*SUPPLIED DATA*:
********

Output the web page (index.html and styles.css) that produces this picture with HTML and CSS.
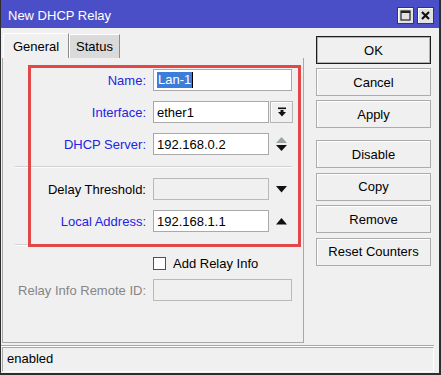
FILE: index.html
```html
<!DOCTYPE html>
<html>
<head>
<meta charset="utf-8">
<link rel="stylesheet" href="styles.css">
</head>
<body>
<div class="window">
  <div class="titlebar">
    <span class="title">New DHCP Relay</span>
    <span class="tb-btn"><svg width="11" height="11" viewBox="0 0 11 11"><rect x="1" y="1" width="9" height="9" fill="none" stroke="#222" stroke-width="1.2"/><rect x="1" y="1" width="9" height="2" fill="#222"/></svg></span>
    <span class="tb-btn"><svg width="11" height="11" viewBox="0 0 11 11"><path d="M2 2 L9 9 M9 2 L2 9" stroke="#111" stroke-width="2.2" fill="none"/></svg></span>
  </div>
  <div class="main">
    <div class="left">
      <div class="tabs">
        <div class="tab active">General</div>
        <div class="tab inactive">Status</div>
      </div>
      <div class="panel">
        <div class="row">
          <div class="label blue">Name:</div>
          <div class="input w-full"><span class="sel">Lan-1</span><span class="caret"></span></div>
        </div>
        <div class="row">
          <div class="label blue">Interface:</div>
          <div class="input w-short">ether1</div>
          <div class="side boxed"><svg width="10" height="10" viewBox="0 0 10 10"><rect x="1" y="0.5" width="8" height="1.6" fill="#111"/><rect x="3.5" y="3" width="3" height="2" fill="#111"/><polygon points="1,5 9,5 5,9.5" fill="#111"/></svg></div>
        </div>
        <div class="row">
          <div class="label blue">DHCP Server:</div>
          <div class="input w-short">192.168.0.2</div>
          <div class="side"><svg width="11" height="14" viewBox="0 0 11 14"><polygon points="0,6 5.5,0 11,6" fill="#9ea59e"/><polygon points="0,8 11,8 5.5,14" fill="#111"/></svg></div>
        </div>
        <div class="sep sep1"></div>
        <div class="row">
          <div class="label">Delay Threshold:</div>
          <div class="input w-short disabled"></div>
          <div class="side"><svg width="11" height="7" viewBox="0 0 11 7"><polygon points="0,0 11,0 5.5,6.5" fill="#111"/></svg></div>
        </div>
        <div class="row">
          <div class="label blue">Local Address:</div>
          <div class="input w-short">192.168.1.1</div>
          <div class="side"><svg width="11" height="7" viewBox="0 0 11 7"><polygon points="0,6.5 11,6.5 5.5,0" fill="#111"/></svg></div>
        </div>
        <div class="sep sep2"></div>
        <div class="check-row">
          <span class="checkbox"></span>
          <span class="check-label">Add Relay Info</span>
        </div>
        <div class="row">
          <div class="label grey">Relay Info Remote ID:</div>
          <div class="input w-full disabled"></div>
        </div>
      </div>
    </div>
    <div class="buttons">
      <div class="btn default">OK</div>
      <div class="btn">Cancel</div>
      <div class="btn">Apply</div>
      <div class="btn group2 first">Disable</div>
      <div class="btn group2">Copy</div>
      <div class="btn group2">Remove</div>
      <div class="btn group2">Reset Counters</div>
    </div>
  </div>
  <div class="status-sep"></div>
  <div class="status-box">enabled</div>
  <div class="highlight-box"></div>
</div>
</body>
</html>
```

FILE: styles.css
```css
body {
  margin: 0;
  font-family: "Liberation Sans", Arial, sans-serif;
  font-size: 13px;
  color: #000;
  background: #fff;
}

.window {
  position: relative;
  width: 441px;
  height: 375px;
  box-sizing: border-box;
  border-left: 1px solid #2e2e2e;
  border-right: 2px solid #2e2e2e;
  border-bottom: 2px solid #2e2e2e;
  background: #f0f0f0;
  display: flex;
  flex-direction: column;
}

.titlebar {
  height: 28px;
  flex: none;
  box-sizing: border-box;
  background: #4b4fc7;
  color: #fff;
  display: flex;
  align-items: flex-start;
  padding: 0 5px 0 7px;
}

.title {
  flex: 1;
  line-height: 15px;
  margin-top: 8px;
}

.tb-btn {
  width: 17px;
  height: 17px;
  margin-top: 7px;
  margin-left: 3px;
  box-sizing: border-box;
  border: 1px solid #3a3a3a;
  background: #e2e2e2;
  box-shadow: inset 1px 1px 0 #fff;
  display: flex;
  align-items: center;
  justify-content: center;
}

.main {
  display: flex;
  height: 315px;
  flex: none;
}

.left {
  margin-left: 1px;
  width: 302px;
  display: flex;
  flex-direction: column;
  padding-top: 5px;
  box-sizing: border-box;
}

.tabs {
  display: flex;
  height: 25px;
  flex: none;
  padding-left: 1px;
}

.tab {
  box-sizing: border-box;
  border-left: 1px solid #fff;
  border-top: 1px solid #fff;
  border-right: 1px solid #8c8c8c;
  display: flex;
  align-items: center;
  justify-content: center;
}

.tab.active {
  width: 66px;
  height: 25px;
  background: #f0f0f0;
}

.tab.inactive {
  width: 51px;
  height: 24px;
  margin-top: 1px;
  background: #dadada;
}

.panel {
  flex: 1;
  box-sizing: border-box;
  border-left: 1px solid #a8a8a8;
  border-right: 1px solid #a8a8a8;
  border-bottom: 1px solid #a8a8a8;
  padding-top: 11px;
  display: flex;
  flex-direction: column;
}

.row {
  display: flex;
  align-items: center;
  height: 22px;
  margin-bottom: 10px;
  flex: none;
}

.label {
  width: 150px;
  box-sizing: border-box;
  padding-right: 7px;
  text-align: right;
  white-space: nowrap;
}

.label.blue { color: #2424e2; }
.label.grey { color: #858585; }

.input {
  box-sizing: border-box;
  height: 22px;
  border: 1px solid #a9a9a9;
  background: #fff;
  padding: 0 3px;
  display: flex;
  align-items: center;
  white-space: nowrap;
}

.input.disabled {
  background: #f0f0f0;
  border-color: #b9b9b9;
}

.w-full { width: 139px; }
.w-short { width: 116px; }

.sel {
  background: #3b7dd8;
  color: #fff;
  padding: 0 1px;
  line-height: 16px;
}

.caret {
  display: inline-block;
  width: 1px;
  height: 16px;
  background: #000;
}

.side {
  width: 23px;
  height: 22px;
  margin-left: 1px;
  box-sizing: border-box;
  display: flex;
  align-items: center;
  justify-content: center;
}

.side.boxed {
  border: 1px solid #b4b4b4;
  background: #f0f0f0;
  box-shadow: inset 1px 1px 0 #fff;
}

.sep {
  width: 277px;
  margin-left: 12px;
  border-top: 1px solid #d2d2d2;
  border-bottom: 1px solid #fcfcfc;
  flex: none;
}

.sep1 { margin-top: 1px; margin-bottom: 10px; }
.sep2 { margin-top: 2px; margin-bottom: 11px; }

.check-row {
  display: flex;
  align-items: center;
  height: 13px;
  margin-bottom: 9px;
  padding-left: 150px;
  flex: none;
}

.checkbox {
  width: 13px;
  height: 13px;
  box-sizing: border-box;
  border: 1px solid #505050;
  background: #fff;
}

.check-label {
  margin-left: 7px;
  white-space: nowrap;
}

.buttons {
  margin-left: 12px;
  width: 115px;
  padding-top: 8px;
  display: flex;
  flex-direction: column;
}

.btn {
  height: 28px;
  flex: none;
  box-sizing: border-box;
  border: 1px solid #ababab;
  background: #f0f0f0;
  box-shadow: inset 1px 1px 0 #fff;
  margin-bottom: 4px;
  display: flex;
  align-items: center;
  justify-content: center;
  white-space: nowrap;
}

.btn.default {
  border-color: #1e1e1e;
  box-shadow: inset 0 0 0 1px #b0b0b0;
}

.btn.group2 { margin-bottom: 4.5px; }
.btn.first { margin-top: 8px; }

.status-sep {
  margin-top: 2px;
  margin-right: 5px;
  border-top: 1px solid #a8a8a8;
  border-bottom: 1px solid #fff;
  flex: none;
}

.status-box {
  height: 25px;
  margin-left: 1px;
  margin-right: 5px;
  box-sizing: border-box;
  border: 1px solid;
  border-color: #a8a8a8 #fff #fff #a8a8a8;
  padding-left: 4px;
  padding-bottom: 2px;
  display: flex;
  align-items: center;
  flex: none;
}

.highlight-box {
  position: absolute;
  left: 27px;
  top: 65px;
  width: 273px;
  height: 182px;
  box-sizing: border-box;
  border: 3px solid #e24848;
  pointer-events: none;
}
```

********

*GIVEN INSTRUCTION*:
Select and copy every line of the listing with the word "styles".

*OUTPUT OF THE EXERCISE*:
Output the web page (index.html and styles.css) that produces this picture with HTML and CSS.
<link rel="stylesheet" href="styles.css">
FILE: styles.css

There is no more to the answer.